Given problem: Transcribe the full listing below exactly.

Data:
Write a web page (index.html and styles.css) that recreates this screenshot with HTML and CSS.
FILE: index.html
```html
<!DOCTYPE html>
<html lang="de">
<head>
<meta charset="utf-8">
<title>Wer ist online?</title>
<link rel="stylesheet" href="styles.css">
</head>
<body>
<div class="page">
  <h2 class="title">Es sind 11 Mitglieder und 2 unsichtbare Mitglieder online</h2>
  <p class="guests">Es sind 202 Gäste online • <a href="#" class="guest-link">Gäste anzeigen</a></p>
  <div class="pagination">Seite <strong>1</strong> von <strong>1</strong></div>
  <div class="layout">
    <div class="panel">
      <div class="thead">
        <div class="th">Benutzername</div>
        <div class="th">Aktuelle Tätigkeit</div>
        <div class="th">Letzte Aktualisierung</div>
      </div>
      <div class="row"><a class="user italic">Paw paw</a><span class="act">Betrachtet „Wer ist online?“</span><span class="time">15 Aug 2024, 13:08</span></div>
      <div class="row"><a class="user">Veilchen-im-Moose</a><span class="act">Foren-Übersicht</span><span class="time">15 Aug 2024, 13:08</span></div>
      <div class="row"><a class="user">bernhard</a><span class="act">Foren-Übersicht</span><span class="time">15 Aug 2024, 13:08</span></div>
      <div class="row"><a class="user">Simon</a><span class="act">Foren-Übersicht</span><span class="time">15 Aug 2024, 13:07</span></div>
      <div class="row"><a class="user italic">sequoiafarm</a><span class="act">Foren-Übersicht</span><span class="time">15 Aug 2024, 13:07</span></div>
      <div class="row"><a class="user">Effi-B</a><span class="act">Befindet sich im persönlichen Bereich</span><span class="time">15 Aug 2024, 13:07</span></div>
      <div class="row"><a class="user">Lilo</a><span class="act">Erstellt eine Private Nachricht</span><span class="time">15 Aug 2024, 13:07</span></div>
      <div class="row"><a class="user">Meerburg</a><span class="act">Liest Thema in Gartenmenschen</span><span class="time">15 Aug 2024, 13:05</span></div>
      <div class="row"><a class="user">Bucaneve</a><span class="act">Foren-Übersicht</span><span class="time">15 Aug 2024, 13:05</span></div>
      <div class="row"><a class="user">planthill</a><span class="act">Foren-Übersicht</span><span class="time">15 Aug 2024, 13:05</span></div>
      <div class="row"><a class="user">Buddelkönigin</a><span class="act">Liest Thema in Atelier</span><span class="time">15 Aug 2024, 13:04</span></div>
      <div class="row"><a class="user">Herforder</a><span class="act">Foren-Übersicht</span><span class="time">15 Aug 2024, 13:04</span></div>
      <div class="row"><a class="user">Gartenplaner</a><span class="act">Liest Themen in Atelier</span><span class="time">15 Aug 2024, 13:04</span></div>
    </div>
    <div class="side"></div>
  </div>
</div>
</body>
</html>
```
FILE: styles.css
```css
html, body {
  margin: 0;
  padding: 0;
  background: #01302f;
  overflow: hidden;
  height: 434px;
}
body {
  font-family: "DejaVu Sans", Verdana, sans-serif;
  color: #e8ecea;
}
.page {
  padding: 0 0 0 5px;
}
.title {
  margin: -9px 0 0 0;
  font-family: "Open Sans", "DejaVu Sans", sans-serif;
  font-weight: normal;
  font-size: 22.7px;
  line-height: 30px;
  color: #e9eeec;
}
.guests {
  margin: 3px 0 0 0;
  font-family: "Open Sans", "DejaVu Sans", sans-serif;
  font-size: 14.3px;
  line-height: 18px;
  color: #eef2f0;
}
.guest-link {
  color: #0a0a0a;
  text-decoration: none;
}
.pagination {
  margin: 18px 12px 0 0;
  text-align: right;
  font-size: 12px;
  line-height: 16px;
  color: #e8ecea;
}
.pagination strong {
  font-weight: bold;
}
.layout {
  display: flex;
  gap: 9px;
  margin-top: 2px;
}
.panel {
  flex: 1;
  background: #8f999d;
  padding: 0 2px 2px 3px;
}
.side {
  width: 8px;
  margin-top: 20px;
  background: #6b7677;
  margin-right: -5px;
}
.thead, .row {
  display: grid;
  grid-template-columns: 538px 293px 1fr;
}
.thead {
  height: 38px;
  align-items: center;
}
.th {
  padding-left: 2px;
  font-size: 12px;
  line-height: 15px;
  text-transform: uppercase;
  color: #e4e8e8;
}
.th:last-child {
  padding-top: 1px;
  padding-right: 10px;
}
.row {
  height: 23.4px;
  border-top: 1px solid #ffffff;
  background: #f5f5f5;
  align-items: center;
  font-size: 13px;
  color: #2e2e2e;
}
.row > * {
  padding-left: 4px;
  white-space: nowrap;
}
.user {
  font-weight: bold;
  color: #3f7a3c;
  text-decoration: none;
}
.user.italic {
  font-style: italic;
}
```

Answer to this task:
Write a web page (index.html and styles.css) that recreates this screenshot with HTML and CSS.
FILE: index.html
```html
<!DOCTYPE html>
<html lang="de">
<head>
<meta charset="utf-8">
<title>Wer ist online?</title>
<link rel="stylesheet" href="styles.css">
</head>
<body>
<div class="page">
  <h2 class="title">Es sind 11 Mitglieder und 2 unsichtbare Mitglieder online</h2>
  <p class="guests">Es sind 202 Gäste online • <a href="#" class="guest-link">Gäste anzeigen</a></p>
  <div class="pagination">Seite <strong>1</strong> von <strong>1</strong></div>
  <div class="layout">
    <div class="panel">
      <div class="thead">
        <div class="th">Benutzername</div>
        <div class="th">Aktuelle Tätigkeit</div>
        <div class="th">Letzte Aktualisierung</div>
      </div>
      <div class="row"><a class="user italic">Paw paw</a><span class="act">Betrachtet „Wer ist online?“</span><span class="time">15 Aug 2024, 13:08</span></div>
      <div class="row"><a class="user">Veilchen-im-Moose</a><span class="act">Foren-Übersicht</span><span class="time">15 Aug 2024, 13:08</span></div>
      <div class="row"><a class="user">bernhard</a><span class="act">Foren-Übersicht</span><span class="time">15 Aug 2024, 13:08</span></div>
      <div class="row"><a class="user">Simon</a><span class="act">Foren-Übersicht</span><span class="time">15 Aug 2024, 13:07</span></div>
      <div class="row"><a class="user italic">sequoiafarm</a><span class="act">Foren-Übersicht</span><span class="time">15 Aug 2024, 13:07</span></div>
      <div class="row"><a class="user">Effi-B</a><span class="act">Befindet sich im persönlichen Bereich</span><span class="time">15 Aug 2024, 13:07</span></div>
      <div class="row"><a class="user">Lilo</a><span class="act">Erstellt eine Private Nachricht</span><span class="time">15 Aug 2024, 13:07</span></div>
      <div class="row"><a class="user">Meerburg</a><span class="act">Liest Thema in Gartenmenschen</span><span class="time">15 Aug 2024, 13:05</span></div>
      <div class="row"><a class="user">Bucaneve</a><span class="act">Foren-Übersicht</span><span class="time">15 Aug 2024, 13:05</span></div>
      <div class="row"><a class="user">planthill</a><span class="act">Foren-Übersicht</span><span class="time">15 Aug 2024, 13:05</span></div>
      <div class="row"><a class="user">Buddelkönigin</a><span class="act">Liest Thema in Atelier</span><span class="time">15 Aug 2024, 13:04</span></div>
      <div class="row"><a class="user">Herforder</a><span class="act">Foren-Übersicht</span><span class="time">15 Aug 2024, 13:04</span></div>
      <div class="row"><a class="user">Gartenplaner</a><span class="act">Liest Themen in Atelier</span><span class="time">15 Aug 2024, 13:04</span></div>
    </div>
    <div class="side"></div>
  </div>
</div>
</body>
</html>
```
FILE: styles.css
```css
html, body {
  margin: 0;
  padding: 0;
  background: #01302f;
  overflow: hidden;
  height: 434px;
}
body {
  font-family: "DejaVu Sans", Verdana, sans-serif;
  color: #e8ecea;
}
.page {
  padding: 0 0 0 5px;
}
.title {
  margin: -9px 0 0 0;
  font-family: "Open Sans", "DejaVu Sans", sans-serif;
  font-weight: normal;
  font-size: 22.7px;
  line-height: 30px;
  color: #e9eeec;
}
.guests {
  margin: 3px 0 0 0;
  font-family: "Open Sans", "DejaVu Sans", sans-serif;
  font-size: 14.3px;
  line-height: 18px;
  color: #eef2f0;
}
.guest-link {
  color: #0a0a0a;
  text-decoration: none;
}
.pagination {
  margin: 18px 12px 0 0;
  text-align: right;
  font-size: 12px;
  line-height: 16px;
  color: #e8ecea;
}
.pagination strong {
  font-weight: bold;
}
.layout {
  display: flex;
  gap: 9px;
  margin-top: 2px;
}
.panel {
  flex: 1;
  background: #8f999d;
  padding: 0 2px 2px 3px;
}
.side {
  width: 8px;
  margin-top: 20px;
  background: #6b7677;
  margin-right: -5px;
}
.thead, .row {
  display: grid;
  grid-template-columns: 538px 293px 1fr;
}
.thead {
  height: 38px;
  align-items: center;
}
.th {
  padding-left: 2px;
  font-size: 12px;
  line-height: 15px;
  text-transform: uppercase;
  color: #e4e8e8;
}
.th:last-child {
  padding-top: 1px;
  padding-right: 10px;
}
.row {
  height: 23.4px;
  border-top: 1px solid #ffffff;
  background: #f5f5f5;
  align-items: center;
  font-size: 13px;
  color: #2e2e2e;
}
.row > * {
  padding-left: 4px;
  white-space: nowrap;
}
.user {
  font-weight: bold;
  color: #3f7a3c;
  text-decoration: none;
}
.user.italic {
  font-style: italic;
}
```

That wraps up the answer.